September 5, 2022

Peachtree Church is reading through the Bible together in 2022 with Quest: Exploring God’s Story Together. Devotionals are sent by email three days each week. Monday’s email includes additional background, history, and cultural information to help us better understand the texts. On Tuesday and Thursday you will receive a devotional based on one portion of the texts for this week.

Texts for this week

Introduction to the Texts

Our readings this week cover some of the best-known stories of Jesus, encompassing such moments as the Transfiguration, the feeding of the Five Thousand (and the Four Thousand), and Jesus walking on water. For those of us who were raised going to church, these passages may be so familiar that we skim through them without pausing to ponder just what they mean and how they touch our lives. This can be one of the challenges that we can face in reading words of Scripture that we know well. In these pages are some of the richest reminders of who Jesus is and how he was seen and understood by those who walked with him on the dusty roads of Judea two thousand years ago.

 

What binds our readings together this week is the manner in which they point toward Jesus as the Messiah. He was not simply an itinerant rabbi of remarkable skill or a prophet of the Lord. That word, Messiah, is a Hebrew word which means “anointed one.” In the Jewish tradition, three offices were marked by the process of being anointed with oil: prophet, priest, and king. While King David was also a prophet and the prophet Ezekiel was also a priest, the Messiah for whom the Israelites had been watching since at least the time of Isaiah was to embody all three of these offices. As we read through these pages, we have the opportunity to see how Jesus exemplifies these roles.

Devotional

Jesus asked the boy’s father, “How long has he been like this?”

 

“From childhood,” he answered. “[A spirit] has often thrown him into fire or water to kill him. But if you can do anything, take pity on us and help us.”

 

“‘If you can’?” said Jesus. “Everything is possible for one who believes.”

 

Immediately the boy’s father exclaimed, “I do believe; help me overcome my unbelief!

 

Mark 9:21-24

 


 

When confronted by the father of a boy possessed by an impure spirit, Jesus began to question the man about the situation. After a bit of discourse, the father gave a most powerful statement of faith: “I do believe; help me overcome my unbelief!” Many of us have had moments in our lives when we feel as though our faith has shrunk from the size of a mustard seed to something that might only be able to be seen with a microscope.
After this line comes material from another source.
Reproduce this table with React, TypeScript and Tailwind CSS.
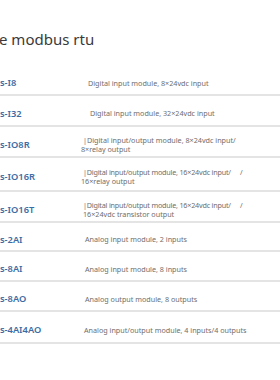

In those times when it feels as though we have absolutely nothing left to give, we can remember the words of this unnamed father, who knew that while he believed, he also had doubts.

 

Many of us have been taught that we should not have doubts and questions that arise in conjunction with our walk of faith. Nothing could be further from the truth. The times when we raise difficult questions connected to the Christian life are the greatest opportunities that we have to grow closer to God.

For Reflection


Has there been a time in your life when you have had questions about God?


What does it mean to you to know that while you believe, you still have moments of unbelief?

Prayer


Lord Jesus, we believe that you are the Messiah, even as we have times when we do not understand what that means for our lives. Help us to overcome our unbelief and to draw nearer to you each day. In your name we pray; amen.